Watching Don moping around, I find myself reaching that state of mindless cotton wool complacency, too, interrupted only from time to time by pointless rampages towards the screen: Don, come on! Aren't you living in New York in the Sixties? Isn't Andy Warhol sitting in his factory three blocks down the street, re-writing the history of something. Isn't there a revolution underway? Don, come on! Stop impregnating your secretaries and let's go get screen-tested!
But we know how the story ended, I'm only waiting for Don to catch up, too. Don won't have changed the face of anything, his children did. Those children I yelled at him not to have, my parents' generation - I stand corrected (for that part anyway).

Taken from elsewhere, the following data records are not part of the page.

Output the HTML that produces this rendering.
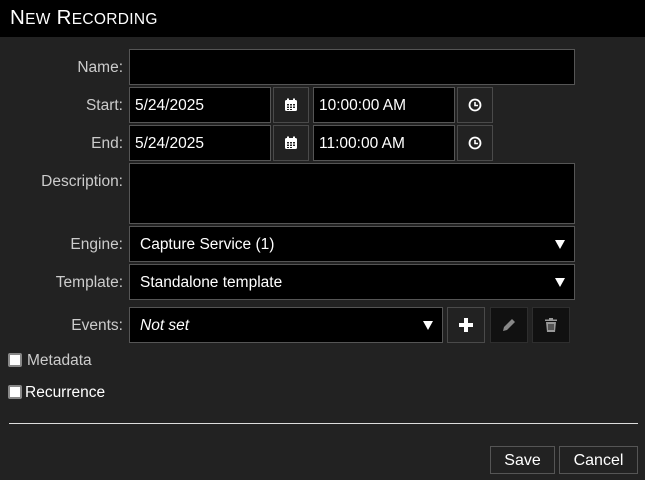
<!DOCTYPE html>
<html><head><meta charset="utf-8"><style>
*{box-sizing:border-box;margin:0;padding:0}
body{width:645px;height:480px;background:#222;font-family:"Liberation Sans",sans-serif;font-size:15.5px;color:#ddd;position:relative;overflow:hidden}
.hdr{position:absolute;left:0;top:0;width:645px;height:37px;background:#000;color:#fff;font-size:20.5px;padding:6px 0 0 10px;letter-spacing:0.3px}
.hdr small{font-size:15.5px}
.lbl{position:absolute;right:522px;color:#ccc;text-align:right;white-space:nowrap}
.in{position:absolute;background:#000;border:1px solid #555;color:#fff;padding-left:5px;line-height:36px;white-space:nowrap}
.btn{position:absolute;background:#222;border:1px solid #4a4a4a;display:flex;align-items:center;justify-content:center}
.dk{background:#111;border-color:#2e2e2e}
.arr{position:absolute;right:9px;top:13px;width:0;height:0;border-left:5px solid transparent;border-right:5px solid transparent;border-top:9px solid #fff}
.cb{position:absolute;width:14px;height:14px;background:#fff;border:2px solid #888;border-radius:2px}
.tb{position:absolute;background:#222;border:1px solid #555;color:#fff;text-align:center;line-height:28px;font-size:16px}
</style></head><body>
<div class="hdr">N<small>EW</small> R<small>ECORDING</small></div>

<div class="lbl" style="top:59px">Name:</div>
<div class="in" style="left:129px;top:49px;width:446px;height:36px"></div>

<div class="lbl" style="top:97px">Start:</div>
<div class="in" style="left:129px;top:87px;width:142px;height:36px">5/24/2025</div>
<div class="btn" style="left:273px;top:87px;width:36px;height:36px"><svg width="14" height="14" viewBox="0 0 14 14"><rect x="1" y="2" width="12" height="11" rx="1.5" fill="#fff"/><rect x="3" y="0.5" width="2" height="3" fill="#fff"/><rect x="9" y="0.5" width="2" height="3" fill="#fff"/><g fill="#222"><rect x="3" y="6" width="2" height="1.5"/><rect x="6" y="6" width="2" height="1.5"/><rect x="9" y="6" width="2" height="1.5"/><rect x="3" y="8.5" width="2" height="1.5"/><rect x="6" y="8.5" width="2" height="1.5"/><rect x="9" y="8.5" width="2" height="1.5"/><rect x="3" y="11" width="2" height="1"/><rect x="6" y="11" width="2" height="1"/></g></svg></div>
<div class="in" style="left:313px;top:87px;width:142px;height:36px">10:00:00 AM</div>
<div class="btn" style="left:457px;top:87px;width:36px;height:36px"><svg width="14" height="14" viewBox="0 0 14 14"><circle cx="7" cy="7" r="5.5" fill="none" stroke="#fff" stroke-width="1.8"/><path d="M7 4v3.5h3" fill="none" stroke="#fff" stroke-width="1.6"/></svg></div>

<div class="lbl" style="top:135px">End:</div>
<div class="in" style="left:129px;top:125px;width:142px;height:36px">5/24/2025</div>
<div class="btn" style="left:273px;top:125px;width:36px;height:36px"><svg width="14" height="14" viewBox="0 0 14 14"><rect x="1" y="2" width="12" height="11" rx="1.5" fill="#fff"/><rect x="3" y="0.5" width="2" height="3" fill="#fff"/><rect x="9" y="0.5" width="2" height="3" fill="#fff"/><g fill="#222"><rect x="3" y="6" width="2" height="1.5"/><rect x="6" y="6" width="2" height="1.5"/><rect x="9" y="6" width="2" height="1.5"/><rect x="3" y="8.5" width="2" height="1.5"/><rect x="6" y="8.5" width="2" height="1.5"/><rect x="9" y="8.5" width="2" height="1.5"/><rect x="3" y="11" width="2" height="1"/><rect x="6" y="11" width="2" height="1"/></g></svg></div>
<div class="in" style="left:313px;top:125px;width:142px;height:36px">11:00:00 AM</div>
<div class="btn" style="left:457px;top:125px;width:36px;height:36px"><svg width="14" height="14" viewBox="0 0 14 14"><circle cx="7" cy="7" r="5.5" fill="none" stroke="#fff" stroke-width="1.8"/><path d="M7 4v3.5h3" fill="none" stroke="#fff" stroke-width="1.6"/></svg></div>

<div class="lbl" style="top:173px">Description:</div>
<div class="in" style="left:129px;top:163px;width:446px;height:61px"></div>

<div class="lbl" style="top:236px">Engine:</div>
<div class="in" style="left:129px;top:226px;width:446px;height:36px;padding-left:10px">Capture Service (1)<div class="arr"></div></div>

<div class="lbl" style="top:274px">Template:</div>
<div class="in" style="left:129px;top:264px;width:446px;height:36px;padding-left:10px">Standalone template<div class="arr"></div></div>

<div class="lbl" style="top:317px">Events:</div>
<div class="in" style="left:129px;top:307px;width:314px;height:36px;padding-left:10px;font-style:italic">Not set<div class="arr"></div></div>
<div class="btn" style="left:447px;top:307px;width:38px;height:36px"><svg width="14" height="14" viewBox="0 0 14 14"><path d="M5 0h4v5h5v4H9v5H5V9H0V5h5z" fill="#fff"/></svg></div>
<div class="btn dk" style="left:490px;top:307px;width:38px;height:36px"><svg width="14" height="14" viewBox="0 0 14 14"><path d="M10 1l3 3-8 8-4 1 1-4z" fill="#888"/></svg></div>
<div class="btn dk" style="left:532px;top:307px;width:38px;height:36px"><svg width="12" height="14" viewBox="0 0 12 14"><path d="M4 0h4v1.5h4v1.5H0V1.5h4z" fill="#999"/><path d="M1 4h10l-1 10H2z" fill="#999"/><path d="M4 6v6M6 6v6M8 6v6" stroke="#111" stroke-width="1"/></svg></div>

<div class="cb" style="left:8px;top:353px"></div>
<div style="position:absolute;left:27px;top:352px;color:#ccc">Metadata</div>
<div class="cb" style="left:8px;top:385px"></div>
<div style="position:absolute;left:25px;top:384px;color:#fff">Recurrence</div>

<div style="position:absolute;left:9px;top:423px;width:629px;height:1px;background:#ddd"></div>

<div class="tb" style="left:490px;top:446px;width:65px;height:28px">Save</div>
<div class="tb" style="left:559px;top:446px;width:79px;height:28px">Cancel</div>
</body></html>
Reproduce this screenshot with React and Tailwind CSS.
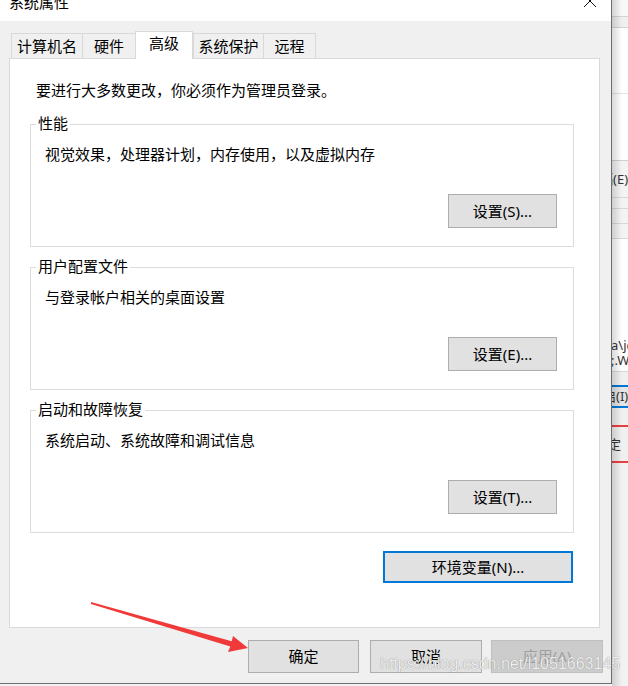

// I see them standing at the formal gates of their colleges,
I see my father strolling out
under the ochre sandstone arch, the
red tiles glinting like bent
plates of blood behind his head, I
see my mother with a few light books at her hip
[...]
they are about to graduate, they are about to get married,
they are kids, they are dumb, all they know is they are
innocent, they would never hurt anybody.
I want to go up to them and say Stop,
don't do it--she's the wrong woman,
he's the wrong man, you are going to do things
you cannot imagine you would ever do,
you are going to do bad things to children,
you are going to suffer in ways you never heard of,
you are going to want to die. I want to go
[...]
but I don't do it. I want to live. I
take them up like the male and female
paper dolls and bang them together
at the hips like chips of flint as if to
strike sparks from them, I say
Do what you are going to do, and I will tell about it.//
(Sharon Olds: I GO BACK TO MAY 1937)









Men, desks, paper dolls.

A little death behind the eyes: Don Draper (MAD MEN), Brian Kinney (QUEER AS FOLK), Dexter Morgan (DEXTER).